Thursday, May 10, 2007

The End Of One Ordeal And The Start Of Another

Dearbhail McDonald The Irish Independent Thursday May 10th 2007

YOUNG and old; legal and lay, pro-lifers, pro-choicers, and everything in between.
There wasn't even standing room yesterday at Dublin's Four Courts to hear Judge Liam McKechnie hand down his ruling in Ireland's latest abortion controversy.

The one glaring absence amongst the 100 or so people who tried to cram into court 14 was Miss D, the 17-year-old girl who is 18 weeks pregnant with a baby that is destined to die.

Miss D had dutifully attended court on previous occasions and listened intently to five heavyweight legal teams debate her fate as she placed a protective arm over her growing baby bump and wiped tears with her free hand.

But after being hounded by pro-life and pro-choice activists (inside and out of court) earlier this week, the pretty teenager who had attended court with her boyfriend, left it to her mother and a family friend to accept the verdict on her behalf.
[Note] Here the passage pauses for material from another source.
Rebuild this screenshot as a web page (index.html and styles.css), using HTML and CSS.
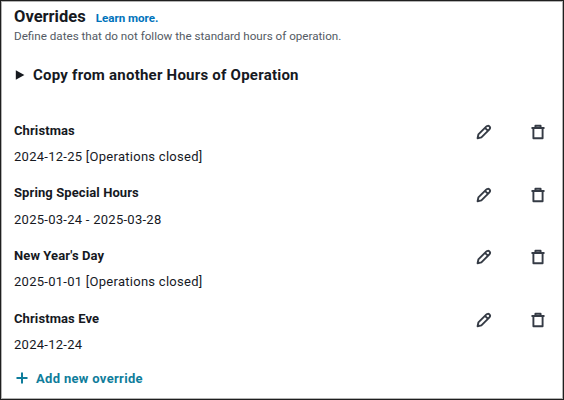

Gaunt and earnest, D's mother, known as Miss A, was ushered to the front of the courtroom to hear Judge McKechnie hold that there is no statutory or constitutional impediment preventing her second eldest daughter from travelling to England for an abortion.

Occasionally, nature gets it wrong and babies die. Mishaps, such as the fatal brain condition anencephaly that claims newborn victims within minutes or days of their short lives, can and do occur.
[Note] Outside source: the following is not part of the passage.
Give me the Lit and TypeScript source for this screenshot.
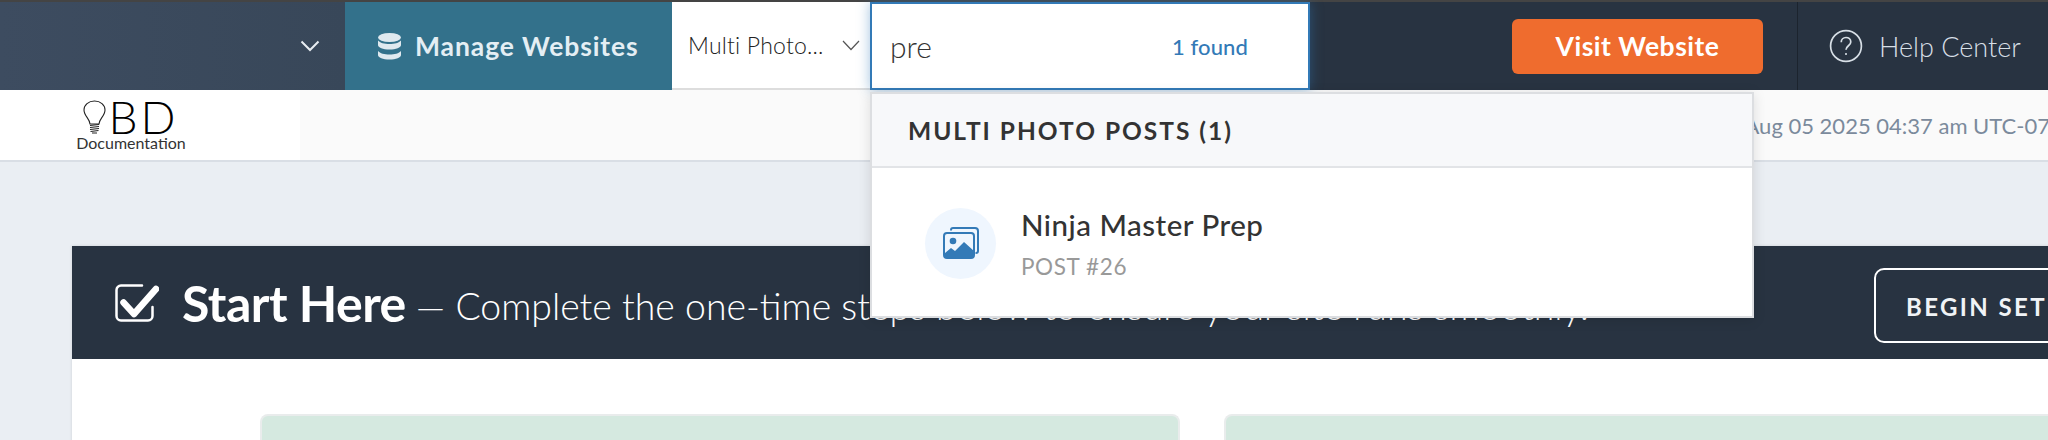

To the horror of the rosary bead-holding "pro-lifers", Judge McKechnie said that the case was not about abortion or the termination of pregnancy.
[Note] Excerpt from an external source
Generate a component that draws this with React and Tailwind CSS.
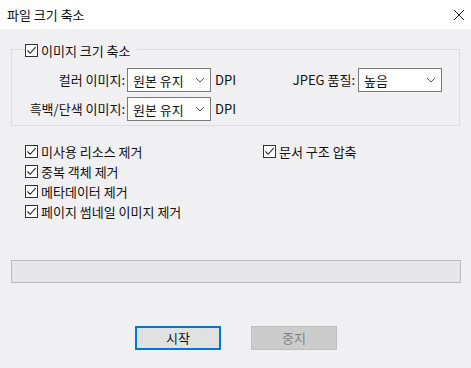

It is a case about the right to travel. It was not about the desire to terminate a healthy foetus and definitely not about the lives of children - born and unborn - who suffer from disabilities. It is a case about the right to travel and that right takes precedence over the rights of the unborn whose right to life is guaranteed in the Constitution.

D's mother, miraculous medal tied to a piece of string in hand, hung her head in relief when she realised that her daughter was free to go, but pursed her lips as the judge outlined what she already knew: that her daughter's ordeal isn't over.

In many ways, it is only just beginning.
Now they will have to make arrangements: book a cheap flight and leave the country to terminate the much loved, much wanted, but ultimately doomed unborn baby who nature betrayed.